Copy out each line below that has the word "React" in it.

--- START OF SUPPLIED MATERIAL ---

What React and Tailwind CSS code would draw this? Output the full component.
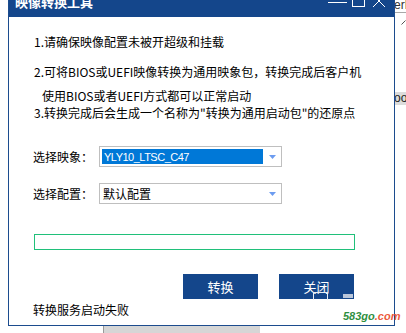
import React from 'react';

const cjk = "font-['Noto_Sans_CJK_SC',sans-serif]";

function TitleBar() {
  return (
    <div className="h-[25px] bg-[#14468b] flex items-start">
      <div className="pl-[6px] pt-[3px] text-[13px] leading-[13px] font-bold text-white whitespace-nowrap">
        映像转换工具
      </div>
      {/* window controls, top part is cropped off in the shot */}
      <svg className="ml-auto shrink-0" width="70" height="25" viewBox="0 0 70 25" fill="none" stroke="#ffffff" strokeWidth="1">
        <line x1="4" y1="10.5" x2="23" y2="10.5" />
        <rect x="28.5" y="3.5" width="12" height="11" />
        <line x1="49" y1="3" x2="61" y2="15" />
        <line x1="61" y1="3" x2="49" y2="15" />
      </svg>
    </div>
  );
}

function Arrow() {
  return (
    <svg className="ml-auto mr-[3px] shrink-0" width="7" height="4" viewBox="0 0 7 4">
      <path d="M0 0 H7 L3.5 4 Z" fill="#6c9cf0" />
    </svg>
  );
}

function SelectRow({ label, children }) {
  return (
    <div className="flex items-center h-[21px]">
      <div className="w-[66px] text-[12px] leading-[16px] whitespace-nowrap">{label}</div>
      <div className="w-[183px] h-[21px] border border-[#bfbfbf] bg-white p-[2px] flex items-center">
        {children}
        <Arrow />
      </div>
    </div>
  );
}

function Dialog() {
  return (
    <div className="w-[387px] shrink-0 border-l border-r border-b border-[#1c4c8e] bg-white flex flex-col">
      <TitleBar />
      <div className="h-[308px] pl-[24px] flex flex-col text-[12px] leading-[16px]">
        <div className="mt-[17px] pl-[1px] whitespace-nowrap">1.请确保映像配置未被开超级和挂载</div>
        <div className="mt-[14px] pl-[1px] whitespace-nowrap">2.可将BIOS或UEFI映像转换为通用映象包，转换完成后客户机</div>
        <div className="mt-[8px] pl-[9px] whitespace-nowrap">使用BIOS或者UEFI方式都可以正常启动</div>
        <div className="mt-[1px] pl-[1px] whitespace-nowrap">3.转换完成后会生成一个名称为"转换为通用启动包"的还原点</div>

        <div className="mt-[25px]">
          <SelectRow label="选择映象：">
            <div className="w-[161px] h-full bg-[#0078d7] text-white flex items-center pl-[2px] font-['Liberation_Sans',sans-serif] text-[11px] tracking-[-0.5px] whitespace-nowrap">
              YLY10_LTSC_C47
            </div>
          </SelectRow>
        </div>
        <div className="mt-[16px]">
          <SelectRow label="选择配置：">
            <div className="pl-[1px] text-[12px] whitespace-nowrap">默认配置</div>
          </SelectRow>
        </div>

        <div className="mt-[30px] ml-[1px] w-[321px] h-[16px] border border-[#20c07a]" />

        <div className="mt-[24px] ml-[150px] flex gap-[21px]">
          <button className="w-[75px] h-[25px] bg-[#14468b] text-white text-[13px] leading-[25px]">转换</button>
          <button className="w-[75px] h-[25px] bg-[#14468b] text-white text-[13px] leading-[25px]">关闭</button>
        </div>

        <div className="mt-[3px] whitespace-nowrap">转换服务启动失败</div>
      </div>
    </div>
  );
}

function SideStrip() {
  return (
    <div className="w-[11px] shrink-0 pt-[8px] flex flex-col overflow-hidden">
      <div className="h-[12px] text-[12px] leading-[10px] text-[#333] font-['Liberation_Sans',sans-serif] whitespace-nowrap -ml-[1px]">erL</div>
      <div className="h-px bg-[#a8a8a8]" />
      <svg className="mt-[7px] ml-[6px]" width="5" height="5" viewBox="0 0 5 5">
        <line x1="0.5" y1="4.5" x2="4.5" y2="0.5" stroke="#555" strokeWidth="1" />
      </svg>
      <div className="mt-[67px] h-[13px] bg-[#dcdcdc] text-[12px] leading-[13px] text-[#222] font-['Liberation_Sans',sans-serif] whitespace-nowrap -ml-[1px] pl-0">oo</div>
    </div>
  );
}

export default function App() {
  return (
    <div className={`relative w-[406px] h-[333px] overflow-hidden bg-white text-black ${cjk}`}>
      <div className="flex -mt-[8px]">
        <div className="w-[8px] shrink-0" />
        <Dialog />
        <SideStrip />
      </div>
      <div className="flex">
        <div className="ml-[103px] w-[157px] h-[8px] bg-[#d6d6d6] border-l border-[#9a9a9a]" />
      </div>

      {/* screen capture leftovers over the close button */}
      <div className="absolute left-[313px] top-[292px] w-[15px] h-[8px] border-l border-r border-t border-[#e8eef5]" />
      <div className="absolute left-[343px] top-[294px] w-[10px] h-[4px] bg-[#b9c6da]" />

      {/* watermark */}
      <div className="absolute left-[343px] top-[310px] text-[11px] leading-[13px] font-bold italic font-['Liberation_Sans',sans-serif] whitespace-nowrap">
        <span className="text-[#2f8f3f]">583go</span>
        <span className="text-[#ec5a3c]">.com</span>
      </div>
    </div>
  );
}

--- END OF SUPPLIED MATERIAL ---

• WRITTEN ANSWER:
What React and Tailwind CSS code would draw this? Output the full component.
import React from 'react';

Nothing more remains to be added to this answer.